* [Task details]
A single run of lines is to be printed exactly: starting at the line with "Output the component" and ending at the line with "const pad = (n: number)", both included. Leave the pictures out.

* [Entries]
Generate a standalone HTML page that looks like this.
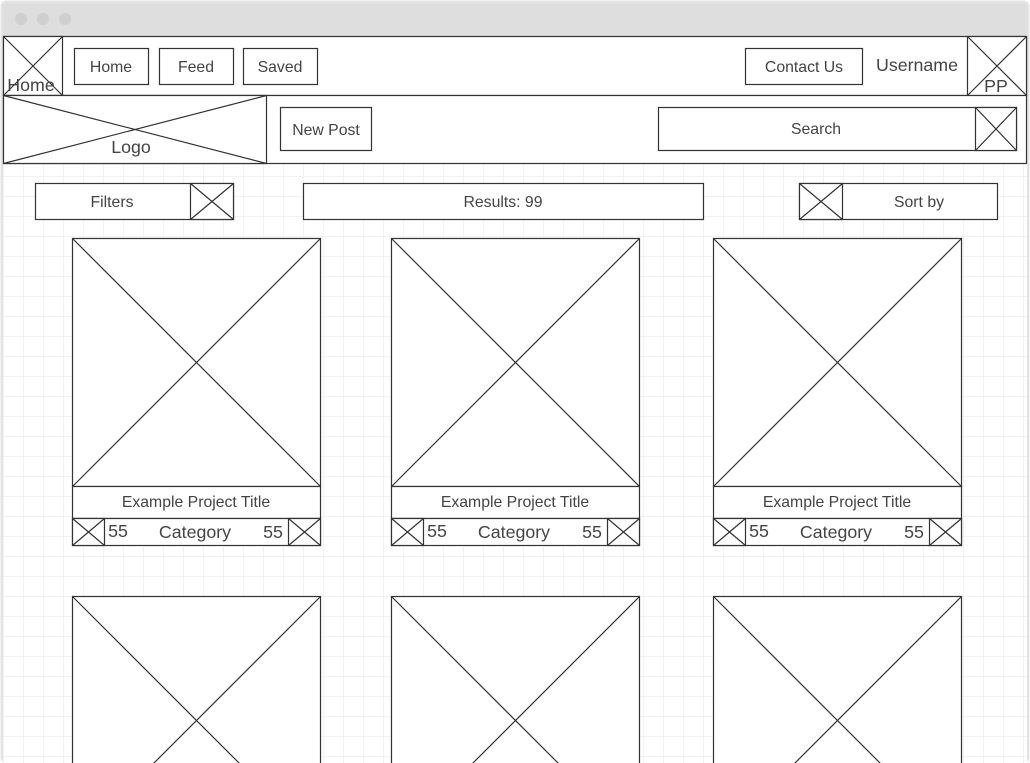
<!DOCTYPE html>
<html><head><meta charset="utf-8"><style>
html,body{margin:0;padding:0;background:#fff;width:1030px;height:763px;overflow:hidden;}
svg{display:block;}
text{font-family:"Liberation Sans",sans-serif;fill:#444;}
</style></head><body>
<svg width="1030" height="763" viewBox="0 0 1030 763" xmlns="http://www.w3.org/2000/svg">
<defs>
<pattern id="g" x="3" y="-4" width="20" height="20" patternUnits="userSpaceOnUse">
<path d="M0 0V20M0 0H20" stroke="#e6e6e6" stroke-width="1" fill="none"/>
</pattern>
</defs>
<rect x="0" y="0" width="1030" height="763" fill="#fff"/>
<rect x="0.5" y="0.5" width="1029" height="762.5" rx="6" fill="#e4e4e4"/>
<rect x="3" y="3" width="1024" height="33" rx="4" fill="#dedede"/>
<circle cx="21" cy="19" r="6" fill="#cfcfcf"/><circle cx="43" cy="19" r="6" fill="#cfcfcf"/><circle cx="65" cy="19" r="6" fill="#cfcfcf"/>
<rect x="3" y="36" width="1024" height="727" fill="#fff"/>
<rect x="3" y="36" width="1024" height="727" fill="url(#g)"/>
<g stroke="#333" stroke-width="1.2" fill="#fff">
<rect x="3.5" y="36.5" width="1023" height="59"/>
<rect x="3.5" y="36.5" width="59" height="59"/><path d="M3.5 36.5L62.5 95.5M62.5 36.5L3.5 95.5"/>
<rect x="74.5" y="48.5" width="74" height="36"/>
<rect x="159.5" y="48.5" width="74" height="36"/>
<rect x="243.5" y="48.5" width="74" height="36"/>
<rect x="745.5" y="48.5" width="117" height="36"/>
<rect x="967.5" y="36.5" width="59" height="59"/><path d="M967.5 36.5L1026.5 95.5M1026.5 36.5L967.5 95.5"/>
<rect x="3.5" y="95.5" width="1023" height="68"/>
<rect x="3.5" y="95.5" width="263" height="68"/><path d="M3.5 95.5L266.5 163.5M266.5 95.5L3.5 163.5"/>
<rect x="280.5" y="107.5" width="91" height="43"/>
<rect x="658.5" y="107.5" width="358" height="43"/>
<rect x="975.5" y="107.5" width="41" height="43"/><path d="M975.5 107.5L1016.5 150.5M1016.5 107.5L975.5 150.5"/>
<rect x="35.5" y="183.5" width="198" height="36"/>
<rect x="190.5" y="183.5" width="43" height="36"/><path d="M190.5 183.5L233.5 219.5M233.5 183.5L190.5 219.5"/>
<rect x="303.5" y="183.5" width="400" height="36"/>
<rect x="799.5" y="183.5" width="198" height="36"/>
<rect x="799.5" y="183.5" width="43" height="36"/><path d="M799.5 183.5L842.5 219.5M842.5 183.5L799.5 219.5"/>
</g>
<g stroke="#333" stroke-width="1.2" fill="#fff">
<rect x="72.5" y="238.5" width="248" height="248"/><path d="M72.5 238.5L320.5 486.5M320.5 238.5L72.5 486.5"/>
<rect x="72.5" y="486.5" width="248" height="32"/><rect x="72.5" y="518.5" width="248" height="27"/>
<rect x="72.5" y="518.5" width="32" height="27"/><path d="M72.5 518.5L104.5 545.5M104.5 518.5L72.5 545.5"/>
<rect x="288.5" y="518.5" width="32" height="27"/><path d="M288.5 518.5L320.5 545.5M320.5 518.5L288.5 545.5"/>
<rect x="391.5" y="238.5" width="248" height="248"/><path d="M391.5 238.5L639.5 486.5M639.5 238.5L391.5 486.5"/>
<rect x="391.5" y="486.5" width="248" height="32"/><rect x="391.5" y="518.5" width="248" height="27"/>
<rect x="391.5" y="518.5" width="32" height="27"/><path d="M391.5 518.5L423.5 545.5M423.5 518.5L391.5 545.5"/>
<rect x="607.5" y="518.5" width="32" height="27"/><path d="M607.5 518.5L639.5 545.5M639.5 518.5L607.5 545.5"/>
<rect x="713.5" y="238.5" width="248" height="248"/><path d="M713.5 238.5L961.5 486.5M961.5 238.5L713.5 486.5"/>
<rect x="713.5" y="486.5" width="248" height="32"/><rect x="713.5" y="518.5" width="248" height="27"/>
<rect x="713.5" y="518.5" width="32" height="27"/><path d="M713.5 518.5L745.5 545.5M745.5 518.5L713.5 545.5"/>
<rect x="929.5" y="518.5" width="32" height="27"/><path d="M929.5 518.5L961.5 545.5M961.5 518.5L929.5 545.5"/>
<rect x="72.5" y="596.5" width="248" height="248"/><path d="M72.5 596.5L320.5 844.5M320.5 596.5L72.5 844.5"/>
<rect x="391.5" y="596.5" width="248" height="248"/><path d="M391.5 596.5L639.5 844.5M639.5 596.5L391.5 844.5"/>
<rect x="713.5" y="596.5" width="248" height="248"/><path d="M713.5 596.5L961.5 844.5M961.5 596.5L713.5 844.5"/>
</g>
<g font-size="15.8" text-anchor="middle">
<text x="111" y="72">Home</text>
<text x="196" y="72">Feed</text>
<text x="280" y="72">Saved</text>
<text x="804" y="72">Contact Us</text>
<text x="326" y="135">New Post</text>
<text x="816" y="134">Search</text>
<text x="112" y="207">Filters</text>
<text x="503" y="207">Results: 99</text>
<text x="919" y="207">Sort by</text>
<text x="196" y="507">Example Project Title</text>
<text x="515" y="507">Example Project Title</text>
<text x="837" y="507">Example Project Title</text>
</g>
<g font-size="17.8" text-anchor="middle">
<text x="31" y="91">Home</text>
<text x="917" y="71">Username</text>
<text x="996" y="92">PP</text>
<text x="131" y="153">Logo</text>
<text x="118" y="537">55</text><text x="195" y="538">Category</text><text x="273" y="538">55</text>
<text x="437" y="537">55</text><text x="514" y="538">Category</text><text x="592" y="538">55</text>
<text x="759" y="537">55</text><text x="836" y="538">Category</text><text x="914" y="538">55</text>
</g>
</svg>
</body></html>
...
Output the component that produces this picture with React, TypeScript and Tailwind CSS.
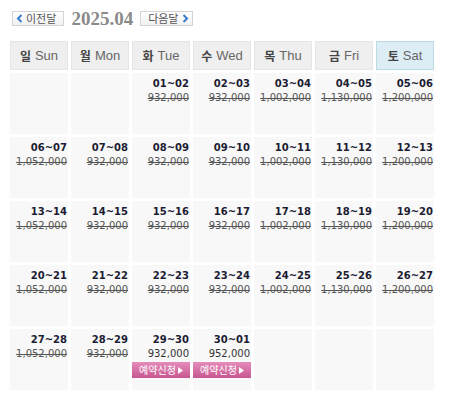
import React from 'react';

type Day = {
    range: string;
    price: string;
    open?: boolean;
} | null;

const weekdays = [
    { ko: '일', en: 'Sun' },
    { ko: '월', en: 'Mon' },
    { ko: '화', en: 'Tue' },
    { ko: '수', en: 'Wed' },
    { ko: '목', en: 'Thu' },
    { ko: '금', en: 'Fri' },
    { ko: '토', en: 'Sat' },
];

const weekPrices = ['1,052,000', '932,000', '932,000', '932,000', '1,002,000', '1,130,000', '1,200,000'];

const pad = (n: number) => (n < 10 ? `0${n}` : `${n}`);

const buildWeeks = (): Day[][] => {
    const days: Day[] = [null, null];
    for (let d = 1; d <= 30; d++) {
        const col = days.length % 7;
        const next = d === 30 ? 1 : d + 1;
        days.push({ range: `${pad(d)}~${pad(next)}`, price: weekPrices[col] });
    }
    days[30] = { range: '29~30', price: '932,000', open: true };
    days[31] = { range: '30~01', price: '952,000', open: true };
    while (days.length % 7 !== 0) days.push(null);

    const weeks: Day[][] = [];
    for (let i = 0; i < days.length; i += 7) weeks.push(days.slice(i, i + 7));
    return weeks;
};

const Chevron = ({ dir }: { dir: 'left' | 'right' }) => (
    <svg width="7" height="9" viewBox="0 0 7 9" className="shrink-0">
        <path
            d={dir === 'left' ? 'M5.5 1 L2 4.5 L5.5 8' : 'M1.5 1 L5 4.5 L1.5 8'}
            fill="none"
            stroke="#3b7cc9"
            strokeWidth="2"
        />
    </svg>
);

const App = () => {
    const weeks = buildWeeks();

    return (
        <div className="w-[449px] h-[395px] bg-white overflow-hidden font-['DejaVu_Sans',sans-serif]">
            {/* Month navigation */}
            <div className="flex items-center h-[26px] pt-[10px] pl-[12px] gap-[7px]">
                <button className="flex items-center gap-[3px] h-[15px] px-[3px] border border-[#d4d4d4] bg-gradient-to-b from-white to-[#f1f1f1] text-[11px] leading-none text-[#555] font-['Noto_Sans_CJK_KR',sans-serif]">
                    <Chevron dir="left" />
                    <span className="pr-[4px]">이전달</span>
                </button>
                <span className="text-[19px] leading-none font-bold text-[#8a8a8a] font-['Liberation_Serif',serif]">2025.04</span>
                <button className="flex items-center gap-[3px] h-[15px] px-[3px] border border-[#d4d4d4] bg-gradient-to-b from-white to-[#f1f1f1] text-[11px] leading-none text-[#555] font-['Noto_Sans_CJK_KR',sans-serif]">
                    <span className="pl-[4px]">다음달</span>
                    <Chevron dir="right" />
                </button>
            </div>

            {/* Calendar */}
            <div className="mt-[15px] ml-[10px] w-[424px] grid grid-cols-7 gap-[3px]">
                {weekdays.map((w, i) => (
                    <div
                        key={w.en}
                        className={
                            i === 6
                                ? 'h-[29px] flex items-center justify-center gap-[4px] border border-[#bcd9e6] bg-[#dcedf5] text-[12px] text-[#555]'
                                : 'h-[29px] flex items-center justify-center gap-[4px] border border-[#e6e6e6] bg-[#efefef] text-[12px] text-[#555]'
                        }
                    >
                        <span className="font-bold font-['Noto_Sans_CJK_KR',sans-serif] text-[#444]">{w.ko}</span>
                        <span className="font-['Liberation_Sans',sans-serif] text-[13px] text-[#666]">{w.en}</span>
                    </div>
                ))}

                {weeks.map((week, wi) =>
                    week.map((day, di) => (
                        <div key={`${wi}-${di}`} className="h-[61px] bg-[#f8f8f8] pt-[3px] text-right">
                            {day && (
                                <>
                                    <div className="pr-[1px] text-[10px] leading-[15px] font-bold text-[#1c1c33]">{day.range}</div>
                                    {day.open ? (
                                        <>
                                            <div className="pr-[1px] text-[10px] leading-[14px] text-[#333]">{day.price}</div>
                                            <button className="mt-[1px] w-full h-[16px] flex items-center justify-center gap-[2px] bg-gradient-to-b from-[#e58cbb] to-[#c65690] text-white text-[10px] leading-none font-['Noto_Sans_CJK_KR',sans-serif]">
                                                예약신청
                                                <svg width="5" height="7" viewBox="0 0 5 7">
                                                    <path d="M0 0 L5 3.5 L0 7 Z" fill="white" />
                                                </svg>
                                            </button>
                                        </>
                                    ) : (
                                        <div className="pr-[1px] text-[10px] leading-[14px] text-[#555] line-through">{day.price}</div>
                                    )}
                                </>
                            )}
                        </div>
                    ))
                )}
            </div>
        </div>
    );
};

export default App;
--
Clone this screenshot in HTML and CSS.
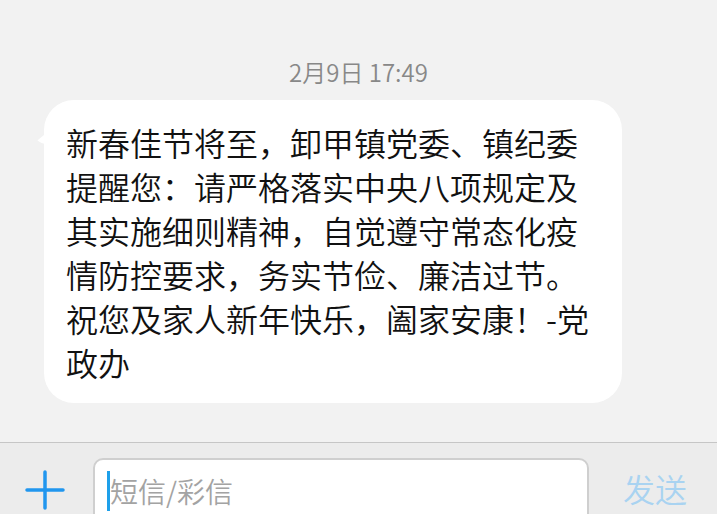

* [Response]
Output the component that produces this picture with React, TypeScript and Tailwind CSS.
import React from 'react';

type Day = {
    range: string;
    price: string;
    open?: boolean;
} | null;

const weekdays = [
    { ko: '일', en: 'Sun' },
    { ko: '월', en: 'Mon' },
    { ko: '화', en: 'Tue' },
    { ko: '수', en: 'Wed' },
    { ko: '목', en: 'Thu' },
    { ko: '금', en: 'Fri' },
    { ko: '토', en: 'Sat' },
];

const weekPrices = ['1,052,000', '932,000', '932,000', '932,000', '1,002,000', '1,130,000', '1,200,000'];

const pad = (n: number) => (n < 10 ? `0${n}` : `${n}`);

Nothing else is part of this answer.